— START Dataset extract —

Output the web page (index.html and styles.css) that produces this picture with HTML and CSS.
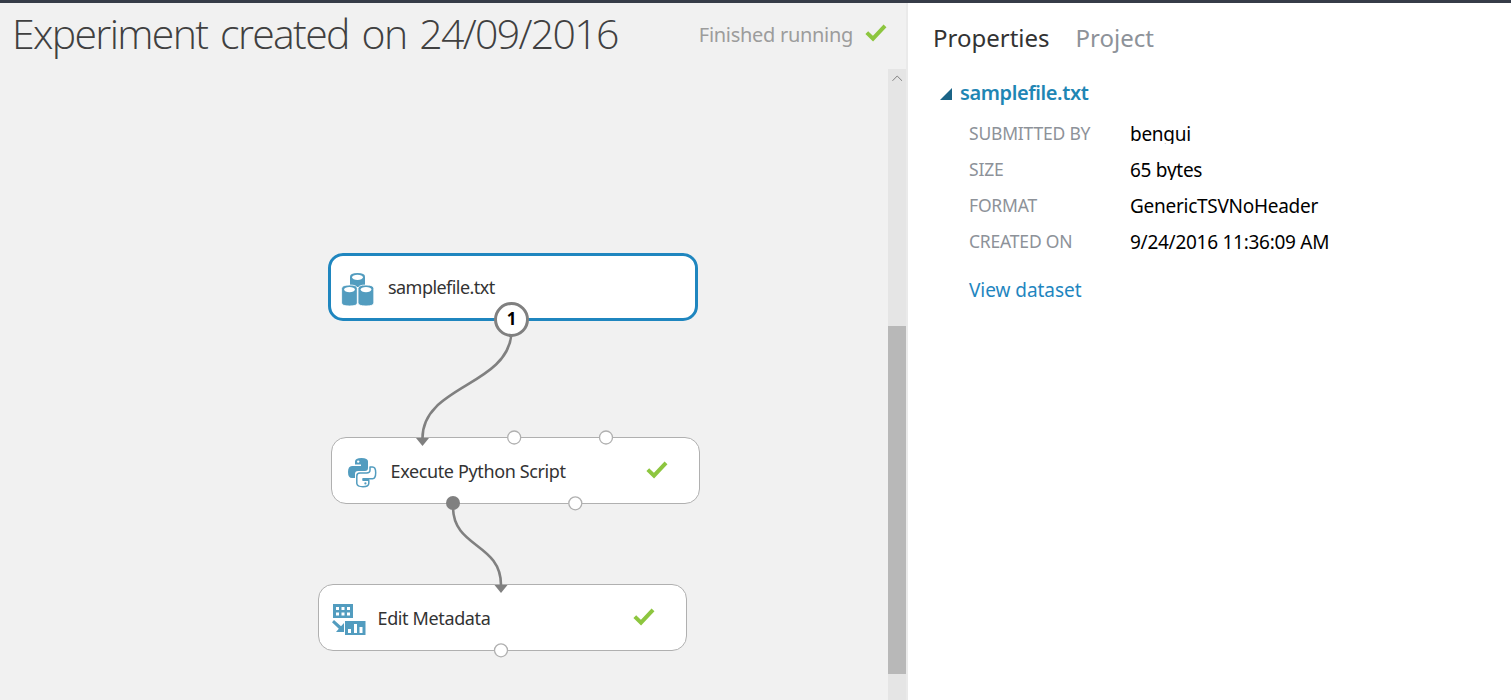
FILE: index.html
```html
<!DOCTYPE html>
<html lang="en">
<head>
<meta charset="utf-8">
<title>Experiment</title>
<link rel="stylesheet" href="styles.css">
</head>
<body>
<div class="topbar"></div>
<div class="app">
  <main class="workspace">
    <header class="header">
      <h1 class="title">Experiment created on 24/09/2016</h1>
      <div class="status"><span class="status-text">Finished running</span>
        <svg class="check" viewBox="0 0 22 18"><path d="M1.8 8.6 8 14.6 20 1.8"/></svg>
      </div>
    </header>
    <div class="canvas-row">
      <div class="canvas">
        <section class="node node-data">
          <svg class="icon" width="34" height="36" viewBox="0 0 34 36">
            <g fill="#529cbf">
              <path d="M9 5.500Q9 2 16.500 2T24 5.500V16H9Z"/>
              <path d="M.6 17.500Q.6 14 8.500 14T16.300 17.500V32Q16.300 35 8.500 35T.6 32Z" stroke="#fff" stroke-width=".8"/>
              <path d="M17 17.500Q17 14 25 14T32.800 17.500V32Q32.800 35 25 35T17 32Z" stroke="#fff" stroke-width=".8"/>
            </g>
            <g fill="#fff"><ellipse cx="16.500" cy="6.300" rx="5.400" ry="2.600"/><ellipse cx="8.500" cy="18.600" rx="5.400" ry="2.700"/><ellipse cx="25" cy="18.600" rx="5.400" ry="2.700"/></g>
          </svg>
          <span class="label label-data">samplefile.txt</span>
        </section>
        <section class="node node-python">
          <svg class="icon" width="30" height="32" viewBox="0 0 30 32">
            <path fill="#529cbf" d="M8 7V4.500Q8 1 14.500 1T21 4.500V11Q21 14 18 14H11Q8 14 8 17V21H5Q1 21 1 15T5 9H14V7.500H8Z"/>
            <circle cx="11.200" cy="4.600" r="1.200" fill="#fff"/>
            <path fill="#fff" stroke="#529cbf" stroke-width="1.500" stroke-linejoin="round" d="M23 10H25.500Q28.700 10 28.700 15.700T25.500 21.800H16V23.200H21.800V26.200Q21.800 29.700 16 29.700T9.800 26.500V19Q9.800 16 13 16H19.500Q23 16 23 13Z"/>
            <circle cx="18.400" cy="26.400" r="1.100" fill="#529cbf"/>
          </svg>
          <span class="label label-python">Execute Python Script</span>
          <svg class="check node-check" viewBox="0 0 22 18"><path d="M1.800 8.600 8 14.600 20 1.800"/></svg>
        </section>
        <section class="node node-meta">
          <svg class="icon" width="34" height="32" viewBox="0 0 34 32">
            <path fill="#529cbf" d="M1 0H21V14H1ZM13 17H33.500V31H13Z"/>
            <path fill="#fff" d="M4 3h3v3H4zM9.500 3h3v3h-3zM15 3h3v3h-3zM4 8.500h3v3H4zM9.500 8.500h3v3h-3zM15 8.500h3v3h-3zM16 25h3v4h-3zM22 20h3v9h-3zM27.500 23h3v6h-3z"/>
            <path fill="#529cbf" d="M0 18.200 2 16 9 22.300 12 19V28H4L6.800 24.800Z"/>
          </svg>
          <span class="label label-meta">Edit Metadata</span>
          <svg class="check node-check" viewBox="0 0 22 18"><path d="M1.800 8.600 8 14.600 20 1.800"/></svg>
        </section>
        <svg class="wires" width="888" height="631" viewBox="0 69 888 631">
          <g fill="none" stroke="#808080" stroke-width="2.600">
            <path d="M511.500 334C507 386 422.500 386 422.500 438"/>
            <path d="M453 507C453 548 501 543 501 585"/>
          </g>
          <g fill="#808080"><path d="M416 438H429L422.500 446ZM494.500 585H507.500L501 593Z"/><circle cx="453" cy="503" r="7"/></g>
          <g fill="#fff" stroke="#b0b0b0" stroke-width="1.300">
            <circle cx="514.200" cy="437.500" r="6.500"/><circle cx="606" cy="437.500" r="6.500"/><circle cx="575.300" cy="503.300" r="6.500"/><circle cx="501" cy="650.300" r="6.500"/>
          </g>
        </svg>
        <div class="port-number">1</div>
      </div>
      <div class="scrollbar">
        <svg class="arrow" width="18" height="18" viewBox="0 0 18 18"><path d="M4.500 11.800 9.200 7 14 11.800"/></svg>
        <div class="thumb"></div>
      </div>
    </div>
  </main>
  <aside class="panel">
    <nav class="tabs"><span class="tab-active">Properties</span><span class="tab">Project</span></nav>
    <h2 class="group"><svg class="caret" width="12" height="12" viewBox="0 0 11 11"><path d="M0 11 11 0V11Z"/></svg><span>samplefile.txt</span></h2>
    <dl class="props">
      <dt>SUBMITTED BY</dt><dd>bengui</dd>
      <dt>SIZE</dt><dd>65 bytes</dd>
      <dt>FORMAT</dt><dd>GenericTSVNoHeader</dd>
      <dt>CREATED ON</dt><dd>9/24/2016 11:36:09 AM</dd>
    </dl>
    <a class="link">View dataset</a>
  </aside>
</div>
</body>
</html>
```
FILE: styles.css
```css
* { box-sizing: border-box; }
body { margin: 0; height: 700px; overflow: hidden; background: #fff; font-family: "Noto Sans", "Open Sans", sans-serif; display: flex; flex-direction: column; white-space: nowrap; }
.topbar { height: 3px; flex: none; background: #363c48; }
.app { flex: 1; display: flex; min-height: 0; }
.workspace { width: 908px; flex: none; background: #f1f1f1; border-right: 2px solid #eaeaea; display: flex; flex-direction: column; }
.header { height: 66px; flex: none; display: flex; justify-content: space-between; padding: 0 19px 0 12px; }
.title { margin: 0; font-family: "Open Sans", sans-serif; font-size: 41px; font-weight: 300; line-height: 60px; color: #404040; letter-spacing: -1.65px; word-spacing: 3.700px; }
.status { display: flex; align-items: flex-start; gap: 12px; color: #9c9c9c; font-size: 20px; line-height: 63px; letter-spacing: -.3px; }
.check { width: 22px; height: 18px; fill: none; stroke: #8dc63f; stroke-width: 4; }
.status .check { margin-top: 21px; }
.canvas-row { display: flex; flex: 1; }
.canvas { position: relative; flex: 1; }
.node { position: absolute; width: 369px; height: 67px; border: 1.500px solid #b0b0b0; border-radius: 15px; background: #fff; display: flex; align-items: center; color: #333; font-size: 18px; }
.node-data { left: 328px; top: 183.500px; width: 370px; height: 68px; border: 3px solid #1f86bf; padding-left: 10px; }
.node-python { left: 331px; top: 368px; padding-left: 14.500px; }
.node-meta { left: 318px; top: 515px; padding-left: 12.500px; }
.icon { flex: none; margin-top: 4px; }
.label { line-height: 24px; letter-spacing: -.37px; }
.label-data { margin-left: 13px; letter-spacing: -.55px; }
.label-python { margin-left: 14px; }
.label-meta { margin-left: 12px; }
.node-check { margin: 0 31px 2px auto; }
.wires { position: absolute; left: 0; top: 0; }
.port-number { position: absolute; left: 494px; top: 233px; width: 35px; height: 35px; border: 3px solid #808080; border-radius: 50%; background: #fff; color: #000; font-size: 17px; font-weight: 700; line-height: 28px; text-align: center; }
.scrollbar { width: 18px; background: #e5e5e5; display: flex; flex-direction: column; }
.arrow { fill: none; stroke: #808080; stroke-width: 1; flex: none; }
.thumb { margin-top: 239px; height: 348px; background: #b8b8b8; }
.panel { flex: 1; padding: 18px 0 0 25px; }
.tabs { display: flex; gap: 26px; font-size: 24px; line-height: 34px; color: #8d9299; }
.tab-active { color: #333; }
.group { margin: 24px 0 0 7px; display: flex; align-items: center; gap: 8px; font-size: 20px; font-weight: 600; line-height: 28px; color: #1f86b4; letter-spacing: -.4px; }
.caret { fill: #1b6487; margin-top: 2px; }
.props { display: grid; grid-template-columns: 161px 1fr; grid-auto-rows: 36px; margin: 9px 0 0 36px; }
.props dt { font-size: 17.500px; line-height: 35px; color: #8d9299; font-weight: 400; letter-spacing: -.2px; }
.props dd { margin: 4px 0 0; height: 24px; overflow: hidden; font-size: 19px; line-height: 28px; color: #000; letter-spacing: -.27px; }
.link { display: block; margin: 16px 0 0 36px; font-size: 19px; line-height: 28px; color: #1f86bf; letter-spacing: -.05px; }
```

— END Dataset extract —
— START Dataset extract —

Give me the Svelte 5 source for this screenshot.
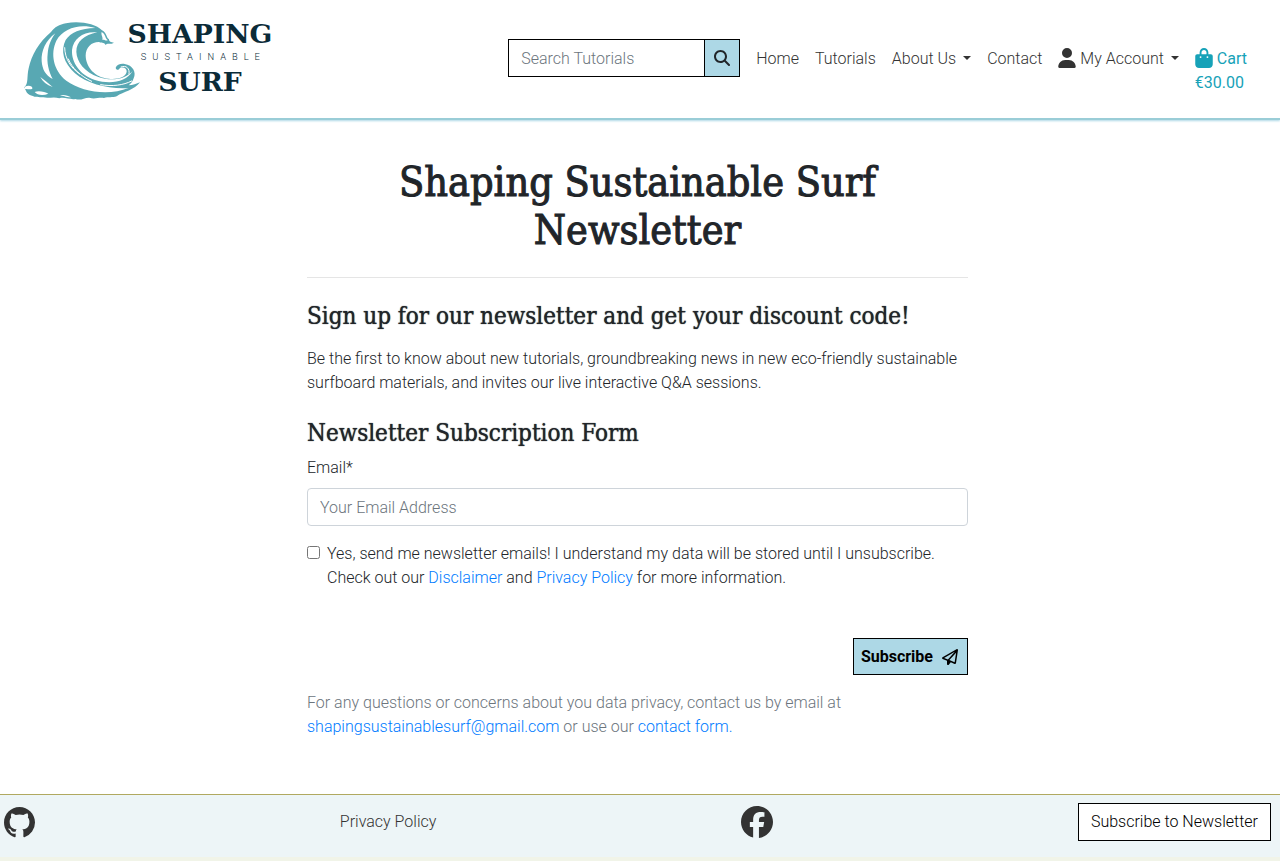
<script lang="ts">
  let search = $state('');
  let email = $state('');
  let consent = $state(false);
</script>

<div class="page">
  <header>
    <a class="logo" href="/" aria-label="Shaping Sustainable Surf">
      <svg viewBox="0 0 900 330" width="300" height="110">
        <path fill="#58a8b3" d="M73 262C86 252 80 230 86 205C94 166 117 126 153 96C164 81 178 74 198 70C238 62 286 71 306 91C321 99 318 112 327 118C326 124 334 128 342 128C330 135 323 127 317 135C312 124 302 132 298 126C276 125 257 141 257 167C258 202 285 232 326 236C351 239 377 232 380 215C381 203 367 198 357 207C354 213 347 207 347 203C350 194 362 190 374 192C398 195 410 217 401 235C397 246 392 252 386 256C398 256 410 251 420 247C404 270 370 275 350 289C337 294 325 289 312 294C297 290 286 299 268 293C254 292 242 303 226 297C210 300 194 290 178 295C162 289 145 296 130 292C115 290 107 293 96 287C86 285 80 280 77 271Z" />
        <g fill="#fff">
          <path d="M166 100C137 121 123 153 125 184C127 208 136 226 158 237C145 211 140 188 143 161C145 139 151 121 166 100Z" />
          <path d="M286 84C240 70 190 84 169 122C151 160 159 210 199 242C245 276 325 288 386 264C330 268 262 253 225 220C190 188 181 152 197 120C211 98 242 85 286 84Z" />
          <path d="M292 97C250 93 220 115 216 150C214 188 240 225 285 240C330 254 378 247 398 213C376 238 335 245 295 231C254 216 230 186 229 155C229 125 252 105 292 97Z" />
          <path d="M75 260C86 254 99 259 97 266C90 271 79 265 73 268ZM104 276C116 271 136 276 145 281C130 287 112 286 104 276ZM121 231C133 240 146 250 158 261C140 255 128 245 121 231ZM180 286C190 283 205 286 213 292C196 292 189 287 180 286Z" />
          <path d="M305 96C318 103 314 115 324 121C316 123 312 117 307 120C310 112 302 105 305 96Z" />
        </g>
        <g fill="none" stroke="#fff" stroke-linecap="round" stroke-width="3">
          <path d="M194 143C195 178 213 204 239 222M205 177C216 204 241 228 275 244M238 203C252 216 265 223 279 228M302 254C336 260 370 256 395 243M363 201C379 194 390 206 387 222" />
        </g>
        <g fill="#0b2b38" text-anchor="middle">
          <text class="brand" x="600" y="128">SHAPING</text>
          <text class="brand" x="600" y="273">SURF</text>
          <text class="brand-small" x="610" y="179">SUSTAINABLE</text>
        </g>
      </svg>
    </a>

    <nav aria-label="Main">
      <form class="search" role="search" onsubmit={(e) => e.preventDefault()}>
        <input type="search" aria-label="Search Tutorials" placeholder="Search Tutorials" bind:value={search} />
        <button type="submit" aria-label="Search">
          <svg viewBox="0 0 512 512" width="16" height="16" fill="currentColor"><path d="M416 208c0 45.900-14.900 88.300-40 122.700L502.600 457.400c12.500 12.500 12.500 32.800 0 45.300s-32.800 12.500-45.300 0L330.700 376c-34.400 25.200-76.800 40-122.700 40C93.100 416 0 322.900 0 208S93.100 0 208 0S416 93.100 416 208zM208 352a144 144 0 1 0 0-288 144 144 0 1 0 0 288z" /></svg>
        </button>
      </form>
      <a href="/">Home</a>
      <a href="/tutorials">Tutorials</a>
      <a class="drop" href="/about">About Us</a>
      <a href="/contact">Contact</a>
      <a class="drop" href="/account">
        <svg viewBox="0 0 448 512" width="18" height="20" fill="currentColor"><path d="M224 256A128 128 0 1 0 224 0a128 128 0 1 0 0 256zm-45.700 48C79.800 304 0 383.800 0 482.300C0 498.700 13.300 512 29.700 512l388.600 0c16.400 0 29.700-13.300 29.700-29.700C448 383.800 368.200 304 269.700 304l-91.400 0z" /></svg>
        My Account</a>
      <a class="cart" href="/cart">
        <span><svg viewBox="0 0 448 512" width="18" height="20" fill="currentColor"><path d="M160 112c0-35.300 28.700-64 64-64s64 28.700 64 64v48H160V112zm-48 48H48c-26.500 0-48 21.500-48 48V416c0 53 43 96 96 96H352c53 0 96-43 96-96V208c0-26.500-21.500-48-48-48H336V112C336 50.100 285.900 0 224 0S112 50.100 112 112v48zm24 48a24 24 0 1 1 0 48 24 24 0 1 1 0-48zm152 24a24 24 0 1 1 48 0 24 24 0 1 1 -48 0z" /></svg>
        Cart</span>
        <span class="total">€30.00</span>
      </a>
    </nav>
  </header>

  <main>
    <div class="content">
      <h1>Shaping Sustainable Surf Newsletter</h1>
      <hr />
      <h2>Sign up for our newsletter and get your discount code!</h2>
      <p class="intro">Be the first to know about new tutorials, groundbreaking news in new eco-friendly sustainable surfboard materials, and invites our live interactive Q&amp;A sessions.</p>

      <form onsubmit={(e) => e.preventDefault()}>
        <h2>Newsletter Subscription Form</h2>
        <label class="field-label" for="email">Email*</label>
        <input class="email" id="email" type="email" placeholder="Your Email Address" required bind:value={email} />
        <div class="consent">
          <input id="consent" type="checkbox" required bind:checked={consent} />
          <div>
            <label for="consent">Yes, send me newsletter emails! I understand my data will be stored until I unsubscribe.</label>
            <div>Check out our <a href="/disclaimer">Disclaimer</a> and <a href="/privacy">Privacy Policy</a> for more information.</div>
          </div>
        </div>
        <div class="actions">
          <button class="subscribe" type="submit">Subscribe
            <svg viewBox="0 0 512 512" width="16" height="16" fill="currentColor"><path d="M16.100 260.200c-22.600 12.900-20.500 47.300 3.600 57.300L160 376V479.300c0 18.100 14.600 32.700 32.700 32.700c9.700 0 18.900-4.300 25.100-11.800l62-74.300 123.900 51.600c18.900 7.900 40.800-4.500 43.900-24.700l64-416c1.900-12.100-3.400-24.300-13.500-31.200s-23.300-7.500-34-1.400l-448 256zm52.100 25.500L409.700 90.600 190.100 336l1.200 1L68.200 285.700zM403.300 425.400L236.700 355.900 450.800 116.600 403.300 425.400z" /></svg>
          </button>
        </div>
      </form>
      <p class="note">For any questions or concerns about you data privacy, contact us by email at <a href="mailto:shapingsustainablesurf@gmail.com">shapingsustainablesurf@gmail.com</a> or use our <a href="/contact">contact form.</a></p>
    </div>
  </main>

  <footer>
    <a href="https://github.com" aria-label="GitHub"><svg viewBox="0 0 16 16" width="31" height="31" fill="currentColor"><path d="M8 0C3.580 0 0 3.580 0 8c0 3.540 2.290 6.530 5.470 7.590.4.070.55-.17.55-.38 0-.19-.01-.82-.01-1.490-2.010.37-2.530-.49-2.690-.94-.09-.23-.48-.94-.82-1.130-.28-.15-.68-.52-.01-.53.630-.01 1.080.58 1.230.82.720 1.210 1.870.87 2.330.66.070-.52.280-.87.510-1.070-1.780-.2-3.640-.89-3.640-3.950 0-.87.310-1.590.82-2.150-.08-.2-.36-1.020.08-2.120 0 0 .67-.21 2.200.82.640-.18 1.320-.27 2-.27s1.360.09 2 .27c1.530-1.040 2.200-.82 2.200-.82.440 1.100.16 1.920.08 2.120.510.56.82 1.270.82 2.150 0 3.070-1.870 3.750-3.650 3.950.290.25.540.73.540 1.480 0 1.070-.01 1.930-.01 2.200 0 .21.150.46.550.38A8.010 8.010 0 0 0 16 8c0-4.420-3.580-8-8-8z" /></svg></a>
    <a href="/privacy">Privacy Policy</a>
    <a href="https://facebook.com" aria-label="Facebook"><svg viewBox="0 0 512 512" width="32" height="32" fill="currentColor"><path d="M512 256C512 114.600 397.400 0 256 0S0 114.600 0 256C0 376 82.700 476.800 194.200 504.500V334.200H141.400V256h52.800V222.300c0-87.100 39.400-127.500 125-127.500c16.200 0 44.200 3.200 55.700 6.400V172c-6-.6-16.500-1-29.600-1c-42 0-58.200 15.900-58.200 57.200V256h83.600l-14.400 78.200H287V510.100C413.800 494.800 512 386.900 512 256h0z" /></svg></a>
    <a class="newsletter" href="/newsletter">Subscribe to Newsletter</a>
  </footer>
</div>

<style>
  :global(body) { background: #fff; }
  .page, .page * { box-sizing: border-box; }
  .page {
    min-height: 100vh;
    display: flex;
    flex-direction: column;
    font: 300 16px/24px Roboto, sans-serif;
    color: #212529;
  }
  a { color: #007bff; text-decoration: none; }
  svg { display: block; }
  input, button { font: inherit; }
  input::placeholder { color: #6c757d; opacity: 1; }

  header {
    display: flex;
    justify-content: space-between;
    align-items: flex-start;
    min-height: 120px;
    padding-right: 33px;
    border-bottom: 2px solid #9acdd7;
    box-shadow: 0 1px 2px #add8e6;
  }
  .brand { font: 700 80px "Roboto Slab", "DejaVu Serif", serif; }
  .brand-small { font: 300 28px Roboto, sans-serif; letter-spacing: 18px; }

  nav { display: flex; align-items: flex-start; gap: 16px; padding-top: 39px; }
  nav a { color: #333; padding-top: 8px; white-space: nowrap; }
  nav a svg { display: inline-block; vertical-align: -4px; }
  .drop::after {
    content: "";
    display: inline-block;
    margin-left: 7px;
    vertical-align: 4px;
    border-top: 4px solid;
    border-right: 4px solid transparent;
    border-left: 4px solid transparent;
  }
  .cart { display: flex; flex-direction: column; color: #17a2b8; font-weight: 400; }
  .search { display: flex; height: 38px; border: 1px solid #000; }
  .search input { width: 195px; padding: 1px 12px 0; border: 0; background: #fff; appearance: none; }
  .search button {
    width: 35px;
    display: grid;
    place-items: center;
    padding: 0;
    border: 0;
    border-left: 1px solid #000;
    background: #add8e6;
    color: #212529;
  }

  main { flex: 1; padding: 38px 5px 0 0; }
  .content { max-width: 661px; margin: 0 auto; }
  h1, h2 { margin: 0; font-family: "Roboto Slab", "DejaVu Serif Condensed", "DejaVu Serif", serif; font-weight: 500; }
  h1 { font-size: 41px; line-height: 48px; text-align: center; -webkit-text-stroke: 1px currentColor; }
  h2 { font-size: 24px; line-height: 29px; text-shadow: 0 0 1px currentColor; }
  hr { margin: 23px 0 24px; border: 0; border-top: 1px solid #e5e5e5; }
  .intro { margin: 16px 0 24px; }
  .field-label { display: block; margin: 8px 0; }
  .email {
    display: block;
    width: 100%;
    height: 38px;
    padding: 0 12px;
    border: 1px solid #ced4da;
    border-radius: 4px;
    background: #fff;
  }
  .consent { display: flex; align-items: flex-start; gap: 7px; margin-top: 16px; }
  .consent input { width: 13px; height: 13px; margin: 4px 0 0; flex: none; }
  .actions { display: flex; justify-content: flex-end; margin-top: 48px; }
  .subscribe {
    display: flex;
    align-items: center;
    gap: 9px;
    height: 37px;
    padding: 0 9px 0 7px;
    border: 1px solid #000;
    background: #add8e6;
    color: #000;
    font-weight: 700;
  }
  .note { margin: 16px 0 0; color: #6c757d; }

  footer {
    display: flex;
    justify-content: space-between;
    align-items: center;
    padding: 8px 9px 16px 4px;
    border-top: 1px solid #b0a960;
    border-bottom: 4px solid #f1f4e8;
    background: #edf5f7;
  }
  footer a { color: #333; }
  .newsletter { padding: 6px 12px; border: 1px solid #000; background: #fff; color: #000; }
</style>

— END Dataset extract —

• _Exercise details_
In the listing above, find each line with the word "page" and copy it.

• _Result_
Output the web page (index.html and styles.css) that produces this picture with HTML and CSS.
<div class="page">
  .page, .page * { box-sizing: border-box; }
  .page {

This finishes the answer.